# Available data start

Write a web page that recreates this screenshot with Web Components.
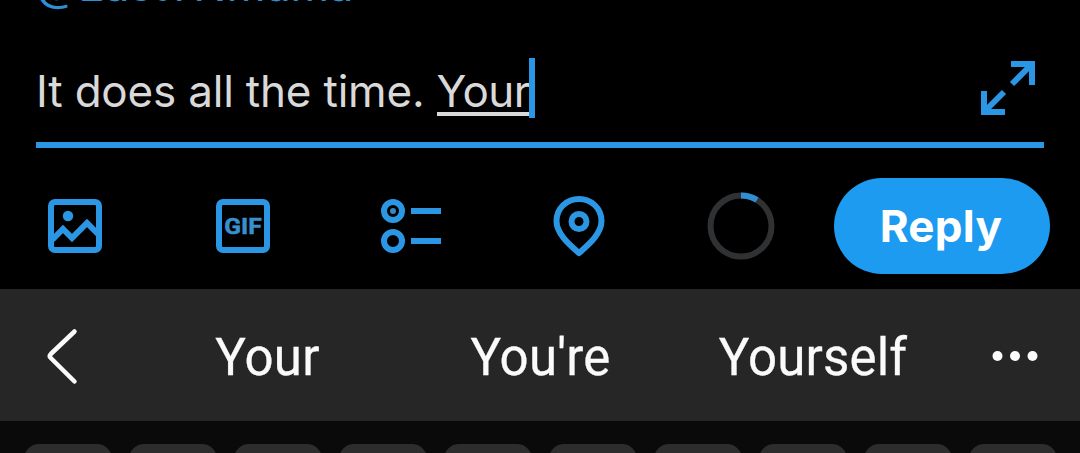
<!DOCTYPE html>
<html lang="en"><head><meta charset="utf-8"><title>Reply</title>
<style>html,body{margin:0;background:#000}body{width:1080px;height:453px;overflow:hidden}</style></head>
<body><reply-screen></reply-screen>
<script>
const define=(name,html)=>customElements.define(name,class extends HTMLElement{
  constructor(){super();const t=document.createElement('template');t.innerHTML=html;
    this.attachShadow({mode:'open'}).append(t.content.cloneNode(true));}
});
define('compose-field',`<style>
:host{display:block;height:148px;box-sizing:border-box;padding:0 36px;overflow:hidden;font-family:Inter,sans-serif}
.to{height:58px;color:#2f8fd2;font-size:44px;line-height:60px;margin-top:-45px;white-space:pre;letter-spacing:-.15px}
.row{display:flex;justify-content:space-between;height:84px;margin-top:45px;border-bottom:6px solid #2b97e4}
.text{display:flex;height:60px;font-size:44px;line-height:66px;color:#d9d9d9;white-space:pre;letter-spacing:-.2px}
.u{border-bottom:4px solid #d9d9d9;height:54px;letter-spacing:-.6px}
.caret{width:6px;height:60px;background:#2b97e4;margin-left:-1px}
svg{display:block;width:56px;height:56px;margin:2px 8px 0 0}
</style><div class="to">@EastTNMama</div><div class="row"><div class="text"><span>It does all the time. </span><span class="u">Your</span><i class="caret"></i></div>
<svg viewBox="0 0 56 56" fill="none" stroke="#2b97e4" stroke-width="6"><path d="M31 4H52V25M50 6L32 24M4 31V52H25M6 50L24 32"/></svg></div>`);
define('reply-button',`<style>:host{display:flex;align-items:center;justify-content:center;width:216px;height:96px;border-radius:48px;background:#1d9bf0;color:#fff;font:700 44px/60px Inter,sans-serif;box-sizing:border-box;padding-right:2px;letter-spacing:.3px}</style><slot></slot>`);
define('compose-tools',`<style>
:host{display:flex;height:141px;box-sizing:border-box;padding:30px 30px 0 39px}
svg{display:block;width:72px;height:72px;margin-top:12px;flex:none}
svg+svg{margin-left:96px}svg.r{margin-left:90px}reply-button{margin-left:57px}
text{font:700 22px Roboto,sans-serif}
</style>
<svg viewBox="39 190 72 72" fill="none" stroke="#2b97e4" stroke-width="6"><rect x="51" y="202" width="48" height="48" rx="4"/><path d="M52 240L63 229L72 238L87 223L99 235"/><circle cx="68" cy="216" r="5.2" fill="#2b97e4" stroke="none"/></svg>
<svg viewBox="207 190 72 72" fill="none" stroke="#2b97e4" stroke-width="6"><rect x="219" y="202" width="48" height="48" rx="4"/><text x="224.300" y="234" textLength="37.500" lengthAdjust="spacingAndGlyphs" fill="#3790d0" stroke="#3790d0" stroke-width=".5">GIF</text></svg>
<svg viewBox="375 190 72 72" fill="none" stroke="#2b97e4" stroke-width="6"><circle cx="393" cy="211" r="9"/><circle cx="393" cy="241" r="9"/><circle cx="393" cy="211" r="3" fill="#3787c0" stroke="none"/><path d="M411 211H441M411 241H441"/></svg>
<svg viewBox="543 190 72 72" fill="none" stroke="#2b97e4" stroke-width="6" stroke-linejoin="round"><path d="M579 253C570 245 556.500 234 556.500 221C556.500 208 567 199 579 199S601.500 208 601.500 221C601.500 234 588 245 579 253Z"/><circle cx="579" cy="221.500" r="7.500"/></svg>
<svg class="r" viewBox="705 190 72 72" fill="none" stroke-width="6"><circle cx="741" cy="226" r="30.500" stroke="#2f3133"/><path d="M741 195.500A30.500 30.500 0 0 1 757 200" stroke="#2f8fd2"/></svg>
<reply-button>Reply</reply-button>`);
define('suggestion-bar',`<style>
:host{display:grid;grid-template-columns:142px 251px 295px 250px 142px;height:132px;background:#262626;color:#fafafa;align-items:center;text-align:center;font:400 51px/60px Roboto,sans-serif;letter-spacing:.2px;-webkit-text-stroke:.3px #fafafa}
span{padding-top:6px}svg{display:block;width:142px;height:132px}
</style><svg viewBox="0 289 142 132" fill="none" stroke="#fafafa" stroke-width="4.500" stroke-linecap="round" stroke-linejoin="round"><path d="M74.500 331.500L50.800 354Q48.800 356 50.800 358L74.500 381.500"/></svg>
<span>Your</span><span>You're</span><span>Yourself</span>
<svg viewBox="938 289 142 132" fill="#fafafa"><circle cx="997.500" cy="356" r="5"/><circle cx="1015" cy="356" r="5"/><circle cx="1032.500" cy="356" r="5"/></svg>`);
define('key-row',`<style>
:host{display:flex;gap:17px;height:32px;box-sizing:border-box;padding:23px 0 0 23.5px;background:#0a0a0a;overflow:hidden}
i{flex:none;width:88px;height:120px;border-radius:15px;background:#2d2d2d}
</style>${'<i></i>'.repeat(10)}`);
define('reply-screen',`<style>:host{display:flex;flex-direction:column;width:1080px;height:453px;overflow:hidden;background:#000}</style>
<compose-field></compose-field><compose-tools></compose-tools><suggestion-bar></suggestion-bar><key-row></key-row>`);
</script></body></html>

# Available data end

## Task to carry out:
Exclude the images, then output the data above word for word.

## Finished exercise:
Write a web page that recreates this screenshot with Web Components.
<!DOCTYPE html>
<html lang="en"><head><meta charset="utf-8"><title>Reply</title>
<style>html,body{margin:0;background:#000}body{width:1080px;height:453px;overflow:hidden}</style></head>
<body><reply-screen></reply-screen>
<script>
const define=(name,html)=>customElements.define(name,class extends HTMLElement{
  constructor(){super();const t=document.createElement('template');t.innerHTML=html;
    this.attachShadow({mode:'open'}).append(t.content.cloneNode(true));}
});
define('compose-field',`<style>
:host{display:block;height:148px;box-sizing:border-box;padding:0 36px;overflow:hidden;font-family:Inter,sans-serif}
.to{height:58px;color:#2f8fd2;font-size:44px;line-height:60px;margin-top:-45px;white-space:pre;letter-spacing:-.15px}
.row{display:flex;justify-content:space-between;height:84px;margin-top:45px;border-bottom:6px solid #2b97e4}
.text{display:flex;height:60px;font-size:44px;line-height:66px;color:#d9d9d9;white-space:pre;letter-spacing:-.2px}
.u{border-bottom:4px solid #d9d9d9;height:54px;letter-spacing:-.6px}
.caret{width:6px;height:60px;background:#2b97e4;margin-left:-1px}
svg{display:block;width:56px;height:56px;margin:2px 8px 0 0}
</style><div class="to">@EastTNMama</div><div class="row"><div class="text"><span>It does all the time. </span><span class="u">Your</span><i class="caret"></i></div>
<svg viewBox="0 0 56 56" fill="none" stroke="#2b97e4" stroke-width="6"><path d="M31 4H52V25M50 6L32 24M4 31V52H25M6 50L24 32"/></svg></div>`);
define('reply-button',`<style>:host{display:flex;align-items:center;justify-content:center;width:216px;height:96px;border-radius:48px;background:#1d9bf0;color:#fff;font:700 44px/60px Inter,sans-serif;box-sizing:border-box;padding-right:2px;letter-spacing:.3px}</style><slot></slot>`);
define('compose-tools',`<style>
:host{display:flex;height:141px;box-sizing:border-box;padding:30px 30px 0 39px}
svg{display:block;width:72px;height:72px;margin-top:12px;flex:none}
svg+svg{margin-left:96px}svg.r{margin-left:90px}reply-button{margin-left:57px}
text{font:700 22px Roboto,sans-serif}
</style>
<svg viewBox="39 190 72 72" fill="none" stroke="#2b97e4" stroke-width="6"><rect x="51" y="202" width="48" height="48" rx="4"/><path d="M52 240L63 229L72 238L87 223L99 235"/><circle cx="68" cy="216" r="5.2" fill="#2b97e4" stroke="none"/></svg>
<svg viewBox="207 190 72 72" fill="none" stroke="#2b97e4" stroke-width="6"><rect x="219" y="202" width="48" height="48" rx="4"/><text x="224.300" y="234" textLength="37.500" lengthAdjust="spacingAndGlyphs" fill="#3790d0" stroke="#3790d0" stroke-width=".5">GIF</text></svg>
<svg viewBox="375 190 72 72" fill="none" stroke="#2b97e4" stroke-width="6"><circle cx="393" cy="211" r="9"/><circle cx="393" cy="241" r="9"/><circle cx="393" cy="211" r="3" fill="#3787c0" stroke="none"/><path d="M411 211H441M411 241H441"/></svg>
<svg viewBox="543 190 72 72" fill="none" stroke="#2b97e4" stroke-width="6" stroke-linejoin="round"><path d="M579 253C570 245 556.500 234 556.500 221C556.500 208 567 199 579 199S601.500 208 601.500 221C601.500 234 588 245 579 253Z"/><circle cx="579" cy="221.500" r="7.500"/></svg>
<svg class="r" viewBox="705 190 72 72" fill="none" stroke-width="6"><circle cx="741" cy="226" r="30.500" stroke="#2f3133"/><path d="M741 195.500A30.500 30.500 0 0 1 757 200" stroke="#2f8fd2"/></svg>
<reply-button>Reply</reply-button>`);
define('suggestion-bar',`<style>
:host{display:grid;grid-template-columns:142px 251px 295px 250px 142px;height:132px;background:#262626;color:#fafafa;align-items:center;text-align:center;font:400 51px/60px Roboto,sans-serif;letter-spacing:.2px;-webkit-text-stroke:.3px #fafafa}
span{padding-top:6px}svg{display:block;width:142px;height:132px}
</style><svg viewBox="0 289 142 132" fill="none" stroke="#fafafa" stroke-width="4.500" stroke-linecap="round" stroke-linejoin="round"><path d="M74.500 331.500L50.800 354Q48.800 356 50.800 358L74.500 381.500"/></svg>
<span>Your</span><span>You're</span><span>Yourself</span>
<svg viewBox="938 289 142 132" fill="#fafafa"><circle cx="997.500" cy="356" r="5"/><circle cx="1015" cy="356" r="5"/><circle cx="1032.500" cy="356" r="5"/></svg>`);
define('key-row',`<style>
:host{display:flex;gap:17px;height:32px;box-sizing:border-box;padding:23px 0 0 23.5px;background:#0a0a0a;overflow:hidden}
i{flex:none;width:88px;height:120px;border-radius:15px;background:#2d2d2d}
</style>${'<i></i>'.repeat(10)}`);
define('reply-screen',`<style>:host{display:flex;flex-direction:column;width:1080px;height:453px;overflow:hidden;background:#000}</style>
<compose-field></compose-field><compose-tools></compose-tools><suggestion-bar></suggestion-bar><key-row></key-row>`);
</script></body></html>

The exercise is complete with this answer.